> **Entries supplied**
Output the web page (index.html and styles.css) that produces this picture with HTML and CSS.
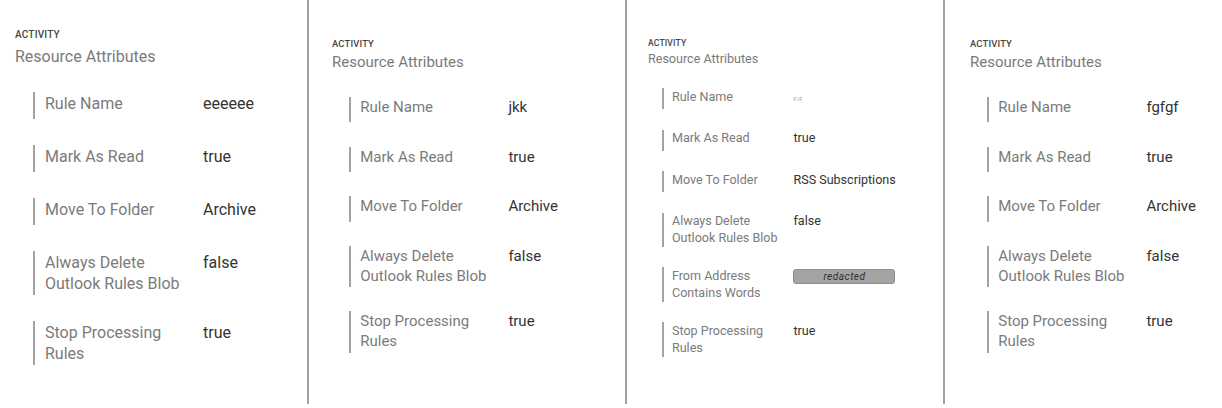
FILE: index.html
```html
<!DOCTYPE html>
<html lang="en">
<head>
<meta charset="utf-8">
<title>Resource Attributes</title>
<link rel="stylesheet" href="styles.css">
</head>
<body>
<div class="board">
  <section class="panel panel-1">
    <div class="eyebrow">ACTIVITY</div>
    <div class="title">Resource Attributes</div>
    <dl class="attrs">
      <div class="attr"><dt>Rule Name</dt><dd>eeeeee</dd></div>
      <div class="attr"><dt>Mark As Read</dt><dd>true</dd></div>
      <div class="attr"><dt>Move To Folder</dt><dd>Archive</dd></div>
      <div class="attr"><dt>Always Delete Outlook Rules Blob</dt><dd>false</dd></div>
      <div class="attr"><dt>Stop Processing Rules</dt><dd>true</dd></div>
    </dl>
  </section>
  <section class="panel panel-2">
    <div class="eyebrow">ACTIVITY</div>
    <div class="title">Resource Attributes</div>
    <dl class="attrs">
      <div class="attr"><dt>Rule Name</dt><dd>jkk</dd></div>
      <div class="attr"><dt>Mark As Read</dt><dd>true</dd></div>
      <div class="attr"><dt>Move To Folder</dt><dd>Archive</dd></div>
      <div class="attr"><dt>Always Delete Outlook Rules Blob</dt><dd>false</dd></div>
      <div class="attr"><dt>Stop Processing Rules</dt><dd>true</dd></div>
    </dl>
  </section>
  <section class="panel panel-3">
    <div class="eyebrow">ACTIVITY</div>
    <div class="title">Resource Attributes</div>
    <dl class="attrs">
      <div class="attr"><dt>Rule Name</dt><dd><span class="stub">FIF</span></dd></div>
      <div class="attr"><dt>Mark As Read</dt><dd>true</dd></div>
      <div class="attr"><dt>Move To Folder</dt><dd>RSS Subscriptions</dd></div>
      <div class="attr"><dt>Always Delete Outlook Rules Blob</dt><dd>false</dd></div>
      <div class="attr"><dt>From Address Contains Words</dt><dd><span class="redacted">redacted</span></dd></div>
      <div class="attr"><dt>Stop Processing Rules</dt><dd>true</dd></div>
    </dl>
  </section>
  <section class="panel panel-4">
    <div class="eyebrow">ACTIVITY</div>
    <div class="title">Resource Attributes</div>
    <dl class="attrs">
      <div class="attr"><dt>Rule Name</dt><dd>fgfgf</dd></div>
      <div class="attr"><dt>Mark As Read</dt><dd>true</dd></div>
      <div class="attr"><dt>Move To Folder</dt><dd>Archive</dd></div>
      <div class="attr"><dt>Always Delete Outlook Rules Blob</dt><dd>false</dd></div>
      <div class="attr"><dt>Stop Processing Rules</dt><dd>true</dd></div>
    </dl>
  </section>
</div>
</body>
</html>
```
FILE: styles.css
```css
html, body {
  margin: 0;
  padding: 0;
  background: #ffffff;
}

body {
  font-family: Roboto, "Noto Sans", "Liberation Sans", sans-serif;
}

.board {
  display: flex;
  height: 404px;
}

.panel {
  box-sizing: border-box;
  height: 100%;
  border-right: 2px solid #a0a0a0;
}

.panel-1 {
  width: 309px;
  padding: 29.2px 0 0 15px;
  font-size: 16px;
}

.panel-2 {
  width: 318px;
  padding: 37.8px 0 0 23px;
  font-size: 15px;
}

.panel-3 {
  width: 318px;
  padding: 37.5px 0 0 21px;
  font-size: 12.56px;
}

.panel-3 .eyebrow {
  font-size: 0.68em;
}

.panel-3 .attr dt {
  width: 9.05em;
}

.panel-4 {
  flex: 1;
  border-right: none;
  padding: 37.8px 0 0 25px;
  font-size: 15px;
}

.eyebrow {
  font-size: 0.625em;
  line-height: 1.2;
  font-weight: 500;
  color: #454545;
  letter-spacing: 0.02em;
}

.title {
  margin-top: 0.29em;
  line-height: 1.3125;
  color: #7a7a7a;
}

.attrs {
  margin: 1.6em 0 0 1.125em;
  display: flex;
  flex-direction: column;
  gap: 1.62em;
}

.attr {
  display: flex;
  align-items: flex-start;
  border-left: 2px solid #a3a3a3;
}

.attr dt {
  width: 9.25em;
  padding: 0.0625em 0 0.0625em 0.625em;
  line-height: 1.3125;
  color: #7b7b7b;
}

.attr dd {
  box-sizing: border-box;
  margin: 0 0 0 0.625em;
  padding-top: 0.0625em;
  min-height: 1.6875em;
  line-height: 1.3125;
  color: #333333;
}

.stub {
  display: inline-block;
  font-size: 0.45em;
  line-height: 1;
  margin-top: 1.5em;
  color: #9aa0b0;
  letter-spacing: 0.1em;
  vertical-align: top;
}

.redacted {
  display: block;
  box-sizing: border-box;
  margin-top: 0.05em;
  width: 10.15em;
  height: 1.5em;
  font-size: 0.8em;
  line-height: 1.3em;
  text-align: center;
  font-style: italic;
  letter-spacing: 0.05em;
  color: #2e2e2e;
  background: #a4a4a4;
  border: 1px solid #8e8e8e;
  border-radius: 3px;
}
```
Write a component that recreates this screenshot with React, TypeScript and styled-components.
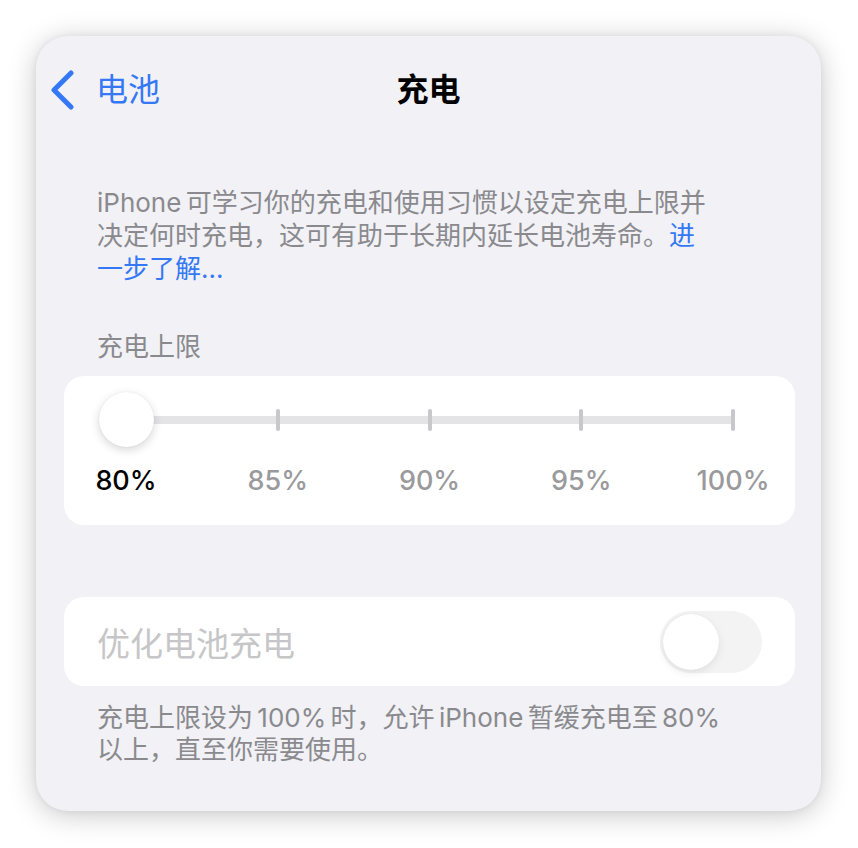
import React from "react";
import styled, { createGlobalStyle } from "styled-components";

const Global = createGlobalStyle`
  html, body { margin: 0; padding: 0; background: #ffffff; }
  body {
    font-family: Inter, "Noto Sans CJK SC", "Noto Sans", sans-serif;
    -webkit-font-smoothing: antialiased;
  }
`;

const Page = styled.div`
  width: 858px;
  height: 848px;
  padding: 36px 0 0 36px;
  box-sizing: border-box;
`;

const Panel = styled.div`
  width: 785px;
  height: 775px;
  box-sizing: border-box;
  background: #f1f1f6;
  border-radius: 32px;
  box-shadow: 0 4px 28px rgba(0, 0, 0, 0.22), 0 0 6px rgba(0, 0, 0, 0.06);
  display: flex;
  flex-direction: column;
  padding: 0 26px 0 28px;
`;

const Nav = styled.div`
  display: grid;
  grid-template-columns: 1fr auto 1fr;
  align-items: center;
  height: 40px;
  margin: 34px 0 0 -14px;
`;

const Back = styled.div`
  display: flex;
  align-items: center;
  gap: 18px;
  color: #3478f6;
  font-size: 32px;
  line-height: 40px;
`;

const Title = styled.div`
  font-size: 32px;
  font-weight: 700;
  color: #000;
  line-height: 40px;
  margin-left: 12px;
`;

const Paragraph = styled.p<{ $top: number; $width?: number }>`
  margin: ${(p) => p.$top}px 0 0 33px;
  width: ${(p) => p.$width ?? 620}px;
  font-size: 26px;
  line-height: 33px;
  color: #8a8a8e;
  letter-spacing: 0;
`;

const Link = styled.span`
  color: #3478f6;
`;

const SectionHeader = styled.div`
  margin: 45px 0 0 33px;
  font-size: 26px;
  line-height: 33px;
  color: #8a8a8e;
`;

const Card = styled.div<{ $top: number; $height: number }>`
  margin-top: ${(p) => p.$top}px;
  height: ${(p) => p.$height}px;
  box-sizing: border-box;
  background: #ffffff;
  border-radius: 20px;
`;

const SliderCard = styled(Card)`
  padding: 16px 62px 0 62px;
  display: flex;
  flex-direction: column;
`;

const TrackArea = styled.div`
  position: relative;
  height: 56px;
  display: flex;
  align-items: center;
`;

const Track = styled.div`
  position: relative;
  flex: 1;
  height: 8px;
  background: #e4e4e6;
  display: flex;
  justify-content: space-between;
  align-items: center;
`;

const Tick = styled.div<{ $hidden?: boolean }>`
  width: 4px;
  height: 22px;
  border-radius: 2px;
  background: #c8c8ca;
  margin: 0 -2px;
  visibility: ${(p) => (p.$hidden ? "hidden" : "visible")};
`;

const Thumb = styled.div`
  position: absolute;
  left: -27px;
  top: 0;
  width: 55px;
  height: 55px;
  border-radius: 50%;
  background: #fff;
  box-shadow: 0 3px 10px rgba(0, 0, 0, 0.16), 0 0 1px rgba(0, 0, 0, 0.12);
`;

const Labels = styled.div`
  display: flex;
  justify-content: space-between;
  margin-top: 17px;
`;

const LabelSlot = styled.div`
  width: 0;
  display: flex;
  justify-content: center;
`;

const Label = styled.span<{ $active?: boolean }>`
  white-space: nowrap;
  font-size: 27px;
  line-height: 32px;
  font-weight: 500;
  color: ${(p) => (p.$active ? "#000" : "#9a9a9c")};
`;

const ToggleCard = styled(Card)`
  display: flex;
  align-items: center;
  justify-content: space-between;
  padding: 0 33px;
`;

const ToggleLabel = styled.span`
  font-size: 33px;
  color: #c6c6c8;
`;

const Switch = styled.div`
  width: 102px;
  height: 62px;
  border-radius: 31px;
  background: #f3f3f4;
  display: flex;
  align-items: center;
  padding: 0 3px;
  box-sizing: border-box;
`;

const SwitchKnob = styled.div`
  width: 56px;
  height: 56px;
  border-radius: 50%;
  background: #fff;
  box-shadow: 0 3px 8px rgba(0, 0, 0, 0.08), 0 0 1px rgba(0, 0, 0, 0.08);
`;

const Footer = styled(Paragraph)`
  line-height: 32px;
`;

const values = ["80%", "85%", "90%", "95%", "100%"];

export default function App() {
  return (
    <>
      <Global />
      <Page>
        <Panel>
          <Nav>
            <Back>
              <svg width="28" height="40" viewBox="0 0 28 40">
                <path
                  d="M21 3 L4 20 L21 37"
                  fill="none"
                  stroke="#3478f6"
                  strokeWidth="5"
                  strokeLinecap="round"
                  strokeLinejoin="round"
                />
              </svg>
              <span>电池</span>
            </Back>
            <Title>充电</Title>
            <div />
          </Nav>
          <Paragraph $top={76}>
            iPhone{"\u2006"}可学习你的充电和使用习惯以设定充电上限并决定何时充电，这可有助于长期内延长电池寿命。
            <Link>进一步了解...</Link>
          </Paragraph>
          <SectionHeader>充电上限</SectionHeader>
          <SliderCard $top={13} $height={149}>
            <TrackArea>
              <Track>
                <Tick $hidden />
                <Tick />
                <Tick />
                <Tick />
                <Tick />
              </Track>
              <Thumb />
            </TrackArea>
            <Labels>
              {values.map((v, i) => (
                <LabelSlot key={v}>
                  <Label $active={i === 0}>{v}</Label>
                </LabelSlot>
              ))}
            </Labels>
          </SliderCard>
          <ToggleCard $top={72} $height={89}>
            <ToggleLabel>优化电池充电</ToggleLabel>
            <Switch>
              <SwitchKnob />
            </Switch>
          </ToggleCard>
          <Footer $top={16} $width={650}>
            充电上限设为{"\u2006"}100%{"\u2006"}时，允许{"\u2006"}iPhone{"\u2006"}暂缓充电至{"\u2006"}80%{"\u2006"}以上，直至你需要使用。
          </Footer>
        </Panel>
      </Page>
    </>
  );
}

> **Exercise**
State the count of lines that contain the string "components". Nothing else is needed.

> **Exercise output**
2